Why Data Pipelines Matter
In the era of big data, organizations generate and collect massive amounts of information every second. The ability to process, transform, and analyze this data efficiently can make or break a business. That's where robust data pipelines come in.
Core Principles of Scalable Data Pipelines
1. Design for Failure
Systems fail. It's not a matter of if, but when. Your pipeline should handle failures gracefully with retry logic, dead letter queues, and comprehensive monitoring. Implement circuit breakers to prevent cascading failures.
2. Make It Idempotent
Ensure your pipeline can be run multiple times with the same input without producing different results. This is crucial for recovery scenarios and prevents data duplication issues.
3. Partition Your Data
Use date-based, region-based, or customer-based partitioning to make your data manageable. This improves query performance and makes it easier to implement data retention policies.

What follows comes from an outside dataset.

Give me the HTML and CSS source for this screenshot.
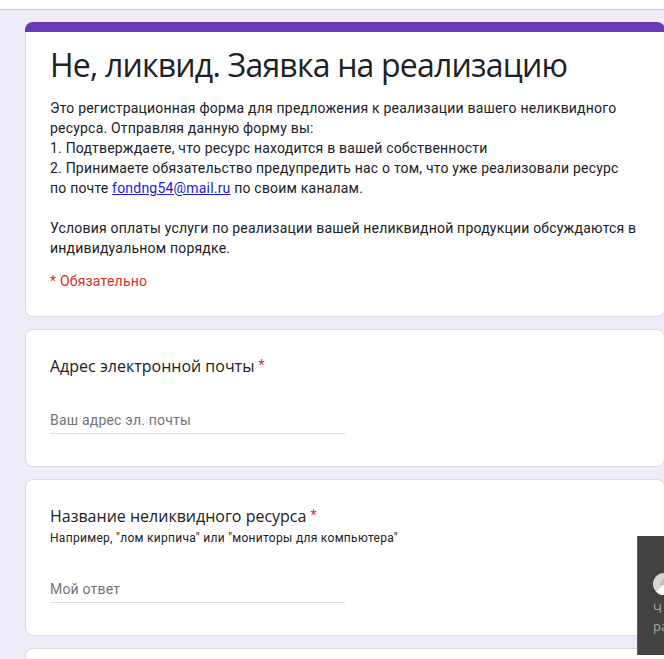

Technology Stack Considerations
Ingestion Layer
- Apache Kafka: For high-throughput, real-time streaming
- AWS Kinesis: For cloud-native streaming with minimal ops overhead
- Apache NiFi: For complex data routing and transformation
Processing Layer
- Apache Spark: For distributed batch and stream processing
- Apache Flink: For stateful stream processing with low latency
- dbt: For SQL-based transformations and data modeling
Storage Layer
- Data Lakes (S3, GCS): For raw and processed data storage
- Data Warehouses (Snowflake, BigQuery): For analytics-ready data
- Lakehouse (Databricks, Delta Lake): For unified batch and streaming
Best Practices
- Version Your Schemas: Use schema registries like Confluent Schema Registry or AWS Glue to manage schema evolution.
- Implement Data Quality Checks: Validate data at ingestion, transformation, and storage stages.
- Monitor Everything: Track pipeline health, data freshness, volume anomalies, and processing latency.
- Document Your Pipelines: Maintain clear documentation of data lineage, transformation logic, and dependencies.
- Use Infrastructure as Code: Define your pipeline infrastructure using Terraform, CloudFormation, or Pulumi.
Common Pitfalls to Avoid
- Over-engineering early-stage pipelines
- Ignoring data governance and compliance requirements
- Not planning for data growth
- Tight coupling between components
- Insufficient testing and validation
Conclusion
Building scalable data pipelines is both an art and a science. Start with solid principles, choose the right tools for your use case, and iterate based on real-world performance. Remember: the best pipeline is one that reliably delivers accurate data when your business needs it.